The situation is quite different when dealing with global data. The choice of projection can have a strong impact on the interpretation of the data. As an example, consider the projections shown in Figure 2. The rectangular longitude-latitude projections (top left) is often used (e.g. in the online version of WALS, Dryer & Haspelmath 2013) because it allows for the direct specificiation of longitude-latitude coordinates, so it might feel like a natural unopinionated display. However, the use of this visual characterisation is a decision and it is actually rather unfitting for the display of worldwide linguistic variation. Landmasses close to the North Pole are relatively large, while these areas generally contain little linguistic variation. Note that the specific projection in Figure 2 is already a slightly changed longitude-latitude projection, because it is rotated 11.5 degrees to the west to put the cut-off in the Bering Strait.
The other three projections shown in Figure 2 are proposed here are better choices for the projection of worldwide linguistic variation. All three are area-preserving projections, which means that the size of the areas in the display is proportional to the area of the surfaces on the globe.

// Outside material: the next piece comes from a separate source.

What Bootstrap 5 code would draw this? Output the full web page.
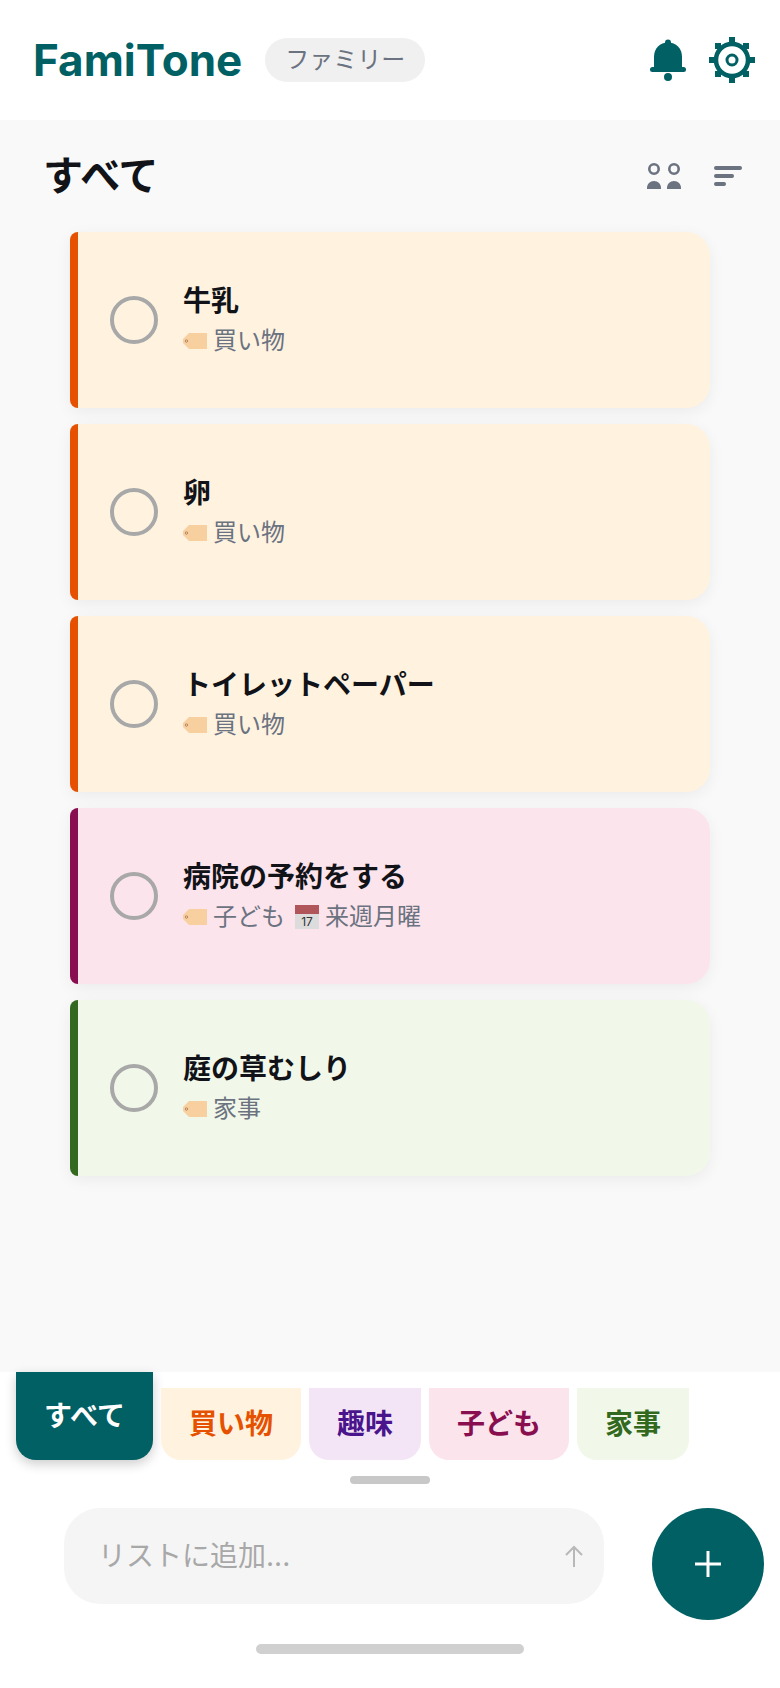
<!DOCTYPE html>
<html lang="ja">
<head>
  <meta charset="UTF-8">
  <title>FamiTone</title>
  <link href="https://cdn.jsdelivr.net/npm/bootstrap@5.3.3/dist/css/bootstrap.min.css" rel="stylesheet">
  <style>
    body {
      font-family: Inter, "Noto Sans CJK JP", sans-serif;
      background: #fff;
      color: #111318;
    }
    .app-shell { width: 780px; height: 1688px; }
    .app-header { height: 120px; padding: 0 25px 0 33px; }
    .brand-name { font-size: 44px; font-weight: 700; color: #006064; line-height: 1; margin-right: 23px; }
    .plan-pill { background: #f0f0f0; color: #6b7280; font-size: 24px; line-height: 44px; padding: 0 20px; border-radius: 22px; }
    .head-icons { gap: 23px; }
    .list-area { background: #f9f9f9; }
    .list-head { height: 112px; padding: 0 38px 0 43px; }
    .list-title { font-size: 40px; font-weight: 700; margin: 0; line-height: 1; }
    .list-tools { gap: 33px; }
    .task-list { margin: 0 70px; gap: 16px; }
    .task-card {
      height: 176px;
      border: 0;
      border-left: 8px solid;
      border-radius: 8px 24px 24px 8px;
      padding-left: 32px;
      box-shadow: 0 4px 16px rgba(0,0,0,0.06);
    }
    .task-shop { background: #fff3e0; border-color: #e65100; }
    .task-kids { background: #fce4ec; border-color: #880e4f; }
    .task-home { background: #f1f8e9; border-color: #33691e; }
    .check-ring { width: 48px; height: 48px; border: 4px solid #a8a8a8; border-radius: 50%; margin-right: 25px; flex: none; }
    .task-name { font-size: 28px; font-weight: 700; line-height: 40px; }
    .task-meta { font-size: 24px; line-height: 36px; color: #6b7280; margin-top: 2px; }
    .tag-ico { margin-right: 6px; }
    .cal-ico { margin: 0 6px 0 10px; }
    .tab-row { padding-left: 16px; gap: 8px; height: 88px; }
    .tab-item {
      font-size: 28px;
      font-weight: 700;
      height: 72px;
      padding: 0 28px;
      border: 0;
      border-radius: 0 0 20px 20px;
      line-height: 1;
    }
    .tab-active { height: 88px; background: #006064; color: #fff; box-shadow: 0 4px 12px rgba(0,0,0,0.2); }
    .tab-shop { background: #fff3e0; color: #e65100; }
    .tab-hobby { background: #f3e5f5; color: #4a148c; }
    .tab-kids { background: #fce4ec; color: #880e4f; }
    .tab-home { background: #f1f8e9; color: #33691e; }
    .drag-handle { width: 80px; height: 8px; background: #c8c8c8; border-radius: 4px; margin: 16px auto 24px; }
    .add-row { padding: 0 16px 0 64px; }
    .add-box { width: 540px; height: 96px; background: #f5f5f5; border-radius: 36px; padding: 0 20px 0 34px; }
    .add-input {
      background: transparent;
      border: 0;
      padding: 0;
      font-size: 28px;
      box-shadow: none;
    }
    .add-input::placeholder { color: #a8a8a8; opacity: 1; }
    .add-fab {
      width: 112px;
      height: 112px;
      background: #006064;
      border: 0;
      border-radius: 50%;
      padding: 0;
    }
    .home-bar { width: 268px; height: 10px; background: #d0d0d0; border-radius: 5px; margin: 24px auto 0; }
  </style>
</head>
<body>

  <div class="app-shell d-flex flex-column">
    <header class="app-header d-flex align-items-center">
      <span class="brand-name">FamiTone</span>
      <span class="plan-pill">ファミリー</span>
      <div class="head-icons d-flex align-items-center ms-auto">
        <svg width="36" height="42" viewBox="0 0 36 42" fill="#006064">
          <circle cx="18" cy="3.5" r="3"/>
          <path d="M4 30V18C4 9 10 3.500 18 3.500S32 9 32 18V30Z"/>
          <rect x="0" y="28" width="36" height="5" rx="2.500"/>
          <circle cx="18" cy="38" r="4"/>
        </svg>
        <svg width="46" height="46" viewBox="0 0 46 46" fill="none" stroke="#006064">
          <circle cx="23" cy="23" r="16" stroke-width="4.500"/>
          <circle cx="23" cy="23" r="5" stroke-width="3"/>
          <g fill="#006064" stroke="none">
            <rect x="20" y="0" width="6" height="7"/>
            <rect x="20" y="39" width="6" height="7"/>
            <rect x="0" y="20" width="7" height="6"/>
            <rect x="39" y="20" width="7" height="6"/>
            <rect x="6" y="6" width="6" height="6"/>
            <rect x="34" y="6" width="6" height="6"/>
            <rect x="6" y="34" width="6" height="6"/>
            <rect x="34" y="34" width="6" height="6"/>
          </g>
        </svg>
      </div>
    </header>

    <main class="list-area flex-grow-1">
      <div class="list-head d-flex align-items-center justify-content-between">
        <h1 class="list-title">すべて</h1>
        <div class="list-tools d-flex align-items-center">
          <svg width="34" height="26" viewBox="0 0 34 26" fill="#6b7280">
            <circle cx="7" cy="6" r="4.700" fill="none" stroke="#6b7280" stroke-width="2.600"/>
            <circle cx="27" cy="6" r="4.700" fill="none" stroke="#6b7280" stroke-width="2.600"/>
            <path d="M0 26V25C0 21 3 18 7 18S14 21 14 25V26Z"/>
            <path d="M20 26V25C20 21 23 18 27 18S34 21 34 25V26Z"/>
          </svg>
          <svg width="28" height="20" viewBox="0 0 28 20" fill="#6b7280">
            <rect x="0" y="0" width="28" height="4" rx="2"/>
            <rect x="0" y="8" width="20" height="4" rx="2"/>
            <rect x="0" y="16" width="12" height="4" rx="2"/>
          </svg>
        </div>
      </div>

      <div class="task-list d-flex flex-column">
        <div class="card task-card task-shop flex-row align-items-center">
          <span class="check-ring"></span>
          <div>
            <div class="task-name">牛乳</div>
            <div class="task-meta d-flex align-items-center">
              <svg class="tag-ico" width="24" height="16" viewBox="0 0 24 16"><path d="M6 0H24V16H6L0 10V6Z" fill="#f8cf9f"/><circle cx="3.500" cy="8" r="1.200" fill="none" stroke="#a5765a" stroke-width=".8"/></svg>買い物
            </div>
          </div>
        </div>
        <div class="card task-card task-shop flex-row align-items-center">
          <span class="check-ring"></span>
          <div>
            <div class="task-name">卵</div>
            <div class="task-meta d-flex align-items-center">
              <svg class="tag-ico" width="24" height="16" viewBox="0 0 24 16"><path d="M6 0H24V16H6L0 10V6Z" fill="#f8cf9f"/><circle cx="3.500" cy="8" r="1.200" fill="none" stroke="#a5765a" stroke-width=".8"/></svg>買い物
            </div>
          </div>
        </div>
        <div class="card task-card task-shop flex-row align-items-center">
          <span class="check-ring"></span>
          <div>
            <div class="task-name">トイレットペーパー</div>
            <div class="task-meta d-flex align-items-center">
              <svg class="tag-ico" width="24" height="16" viewBox="0 0 24 16"><path d="M6 0H24V16H6L0 10V6Z" fill="#f8cf9f"/><circle cx="3.500" cy="8" r="1.200" fill="none" stroke="#a5765a" stroke-width=".8"/></svg>買い物
            </div>
          </div>
        </div>
        <div class="card task-card task-kids flex-row align-items-center">
          <span class="check-ring"></span>
          <div>
            <div class="task-name">病院の予約をする</div>
            <div class="task-meta d-flex align-items-center">
              <svg class="tag-ico" width="24" height="16" viewBox="0 0 24 16"><path d="M6 0H24V16H6L0 10V6Z" fill="#f8cf9f"/><circle cx="3.500" cy="8" r="1.200" fill="none" stroke="#a5765a" stroke-width=".8"/></svg>子ども
              <svg class="cal-ico" width="24" height="24" viewBox="0 0 24 24">
                <rect width="24" height="24" fill="#dcdcdc"/>
                <rect width="24" height="9" fill="#b0555a"/>
                <text x="12" y="21" text-anchor="middle" font-size="12" font-family="Inter, sans-serif" fill="#333">17</text>
              </svg>来週月曜
            </div>
          </div>
        </div>
        <div class="card task-card task-home flex-row align-items-center">
          <span class="check-ring"></span>
          <div>
            <div class="task-name">庭の草むしり</div>
            <div class="task-meta d-flex align-items-center">
              <svg class="tag-ico" width="24" height="16" viewBox="0 0 24 16"><path d="M6 0H24V16H6L0 10V6Z" fill="#f8cf9f"/><circle cx="3.500" cy="8" r="1.200" fill="none" stroke="#a5765a" stroke-width=".8"/></svg>家事
            </div>
          </div>
        </div>
      </div>
    </main>

    <footer>
      <div class="tab-row d-flex align-items-start">
        <button class="btn tab-item tab-active">すべて</button>
        <button class="btn tab-item tab-shop mt-3">買い物</button>
        <button class="btn tab-item tab-hobby mt-3">趣味</button>
        <button class="btn tab-item tab-kids mt-3">子ども</button>
        <button class="btn tab-item tab-home mt-3">家事</button>
      </div>
      <div class="drag-handle"></div>
      <div class="add-row d-flex align-items-start justify-content-between">
        <div class="add-box d-flex align-items-center">
          <input class="form-control add-input" type="text" placeholder="リストに追加...">
          <svg class="flex-shrink-0" width="20" height="22" viewBox="0 0 20 22" fill="none" stroke="#b8b8b8" stroke-width="2">
            <path d="M10 22V2M2 10L10 2L18 10"/>
          </svg>
        </div>
        <button class="btn add-fab d-flex align-items-center justify-content-center">
          <svg width="26" height="26" viewBox="0 0 26 26" stroke="#fff" stroke-width="3">
            <path d="M13 0V26M0 13H26"/>
          </svg>
        </button>
      </div>
      <div class="home-bar"></div>
      <div style="height: 34px"></div>
    </footer>
  </div>

</body>
</html>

The projection in the top-right of Figure 2 is a Mollweide projection, which is a compromise between the rectangular longitude-latitude projection and an equal-area projection. Specifically, shown here is an “interrupted” Mollweide projection, which breaks open the projection in the oceans to more faithfully represent the outline of the landmasses. Like the previous projection, this Mollweide projection is rotated to put the cut-off in the Bering Strait.
Shown in the bottom-left of Figure 2 is a so-called Equal Earth projection (Šavrič, Patterson & Jenny 2019). This is a relatively new projection intended as an improvement on the Robinson projection (which was used in the original printed version of the WALS, Haspelmath et al. 2005). This projection seems particularly useful for a pacific-centered display, because it has still a reasonably recognizable outline of the extreme left and right coastlines.
Finally, a somewhat unusual but promising projection is shown bottom-right in Figure 2. This is an azimuthal equidistant projection, for example used in the United Nations Emblem. The biggest drawback of this projection is the rather strong distortion of the form of Autralia.
Even when using a suitable projection, there is still another problem with the display of world-wide linguistic variation. The number of languages spoken around the world is very unevenly distributed geographically. There are some regions in which very many different languages are spoken in close proximity, while other areas only few different languages are attested. Any display that does not take this effect into account will have an implicit visual bias in they display of the world-wide linguistic variation.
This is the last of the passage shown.